SAN FRANCISCO (CN) – Johnson & Johnson conspired with pharmaceutical consultant and dispensary Omnicare to monopolize drug supplies to nursing homes and violate Medicaid laws, an antitrust class action claims in Federal Court. And they did it “in such a brazen manner that they named one of the programs ‘one extra script per patient,'” the complaint states.
Using Omnicare’s consulting contacts with nursing homes, the two companies pushed Johnson & Johnson-made drugs to residents, including the anti-dementia drug Risperdal, the class claims.

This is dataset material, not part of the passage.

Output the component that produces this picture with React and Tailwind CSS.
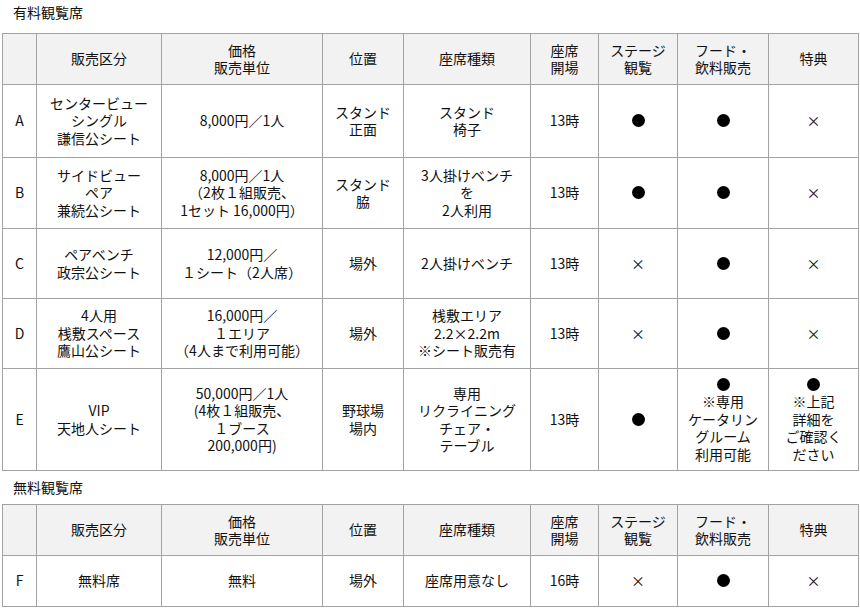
const Dot = () => (
  <span className="inline-block w-[13px] h-[13px] rounded-full bg-black align-[-1px]" />
)

const X = () => <span>×</span>

const widths = [34, 125, 161, 81, 127, 68, 79, 91, 90]

const header = [
  '',
  ['販売区分'],
  ['価格', '販売単位'],
  ['位置'],
  ['座席種類'],
  ['座席', '開場'],
  ['ステージ', '観覧'],
  ['フード・', '飲料販売'],
  ['特典'],
]

const paidRows = [
  {
    h: 'h-[73px]',
    cells: [
      ['A'],
      ['センタービュー', 'シングル', '謙信公シート'],
      ['8,000円／1人'],
      ['スタンド', '正面'],
      ['スタンド', '椅子'],
      ['13時'],
      [<Dot />],
      [<Dot />],
      [<X />],
    ],
  },
  {
    h: 'h-[71px]',
    cells: [
      ['B'],
      ['サイドビュー', 'ペア', '兼続公シート'],
      ['8,000円／1人', '（2枚１組販売、', '1セット 16,000円）'],
      ['スタンド', '脇'],
      ['3人掛けベンチ', 'を', '2人利用'],
      ['13時'],
      [<Dot />],
      [<Dot />],
      [<X />],
    ],
  },
  {
    h: 'h-[70px]',
    cells: [
      ['C'],
      ['ペアベンチ', '政宗公シート'],
      ['12,000円／', '１シート（2人席）'],
      ['場外'],
      ['2人掛けベンチ'],
      ['13時'],
      [<X />],
      [<Dot />],
      [<X />],
    ],
  },
  {
    h: 'h-[70px]',
    cells: [
      ['D'],
      ['4人用', '桟敷スペース', '鷹山公シート'],
      ['16,000円／', '１エリア', '（4人まで利用可能）'],
      ['場外'],
      ['桟敷エリア', '2.2×2.2m', '※シート販売有'],
      ['13時'],
      [<X />],
      [<Dot />],
      [<X />],
    ],
  },
  {
    h: 'h-[102px]',
    cells: [
      ['E'],
      ['VIP', '天地人シート'],
      ['50,000円／1人', '(4枚１組販売、', '１ブース', '200,000円)'],
      ['野球場', '場内'],
      ['専用', 'リクライニング', 'チェア・', 'テーブル'],
      ['13時'],
      [<Dot />],
      [<Dot />, '※専用', 'ケータリン', 'グルーム', '利用可能'],
      [<Dot />, '※上記', '詳細を', 'ご確認く', 'ださい'],
    ],
  },
]

const freeRows = [
  {
    h: 'h-[51px]',
    cells: [
      ['F'],
      ['無料席'],
      ['無料'],
      ['場外'],
      ['座席用意なし'],
      ['16時'],
      [<X />],
      [<Dot />],
      [<X />],
    ],
  },
]

const Lines = ({ lines }) => (
  <>
    {lines.map((l, i) => (
      <div key={i}>{l}</div>
    ))}
  </>
)

const SeatTable = ({ rows }) => (
  <table className="table-fixed w-[856px] border-collapse">
    <colgroup>
      {widths.map((w, i) => (
        <col key={i} style={{ width: w }} />
      ))}
    </colgroup>
    <thead>
      <tr className="h-[51px] bg-[#f2f2f2]">
        {header.map((h, i) => (
          <th key={i} className="border border-[#a3a3a3] font-normal text-center align-middle p-0">
            {h && <Lines lines={h} />}
          </th>
        ))}
      </tr>
    </thead>
    <tbody>
      {rows.map((r, i) => (
        <tr key={i} className={r.h}>
          {r.cells.map((c, j) => (
            <td key={j} className="border border-[#a3a3a3] text-center align-middle p-0">
              <Lines lines={c} />
            </td>
          ))}
        </tr>
      ))}
    </tbody>
  </table>
)

export default function App() {
  return (
    <div className="w-[860px] h-[608px] bg-white text-[#111] text-[14px] leading-[17.5px] font-['Noto_Sans_CJK_JP','Noto_Sans',sans-serif] pl-[2px]">
      <div className="h-[33px] pt-[4px] pl-[11px]">有料観覧席</div>
      <SeatTable rows={paidRows} />
      <div className="h-[33px] pt-[8px] pl-[11px]">無料観覧席</div>
      <SeatTable rows={freeRows} />
    </div>
  )
}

Medicaid’s best-price law “was intended to ensure that Medicaid paid the lowest price available for drugs,” but the companies sidestepped this law “and then covered up the violations by a program of rebates, kickbacks, and illusory service agreements in order to increase market share, revenue and profitability,” according to the complaint.
The companies created a program designed to increase the use of drugs among nursing home patients “in such a brazen manner that they named one of the programs ‘one extra script per patient,'” the complaint states.
As a result, approximately 1.4 million seniors were overcharged for prescriptions, had extra drugs administered unnecessarily and “were unlawfully switched to Johnson & Johnson drugs all as part and parcel of the conspiracy to increase revenue,” according to the complaint.
Johnson & Johnson “paid handsomely” for Omnicare’s pharmaceutical consultants to list its drugs as “preferred” and to dispense them to 90 percent of U.S. nursing homes, for which Johnson & Johnson “enjoyed over $100 million in revenues,” according to the complaint.
“Omnicare is the nation’s largest provider of pharmacy dispensing services and pharmacy consulting services to long-term care facilities in the country,” the complaint states. It operates in 47 states.
The class demands restitution, disgorgement, imposition of a trust and punitive damages. They are represented by Thomas Girardi with Girardi Keese of Los Angeles.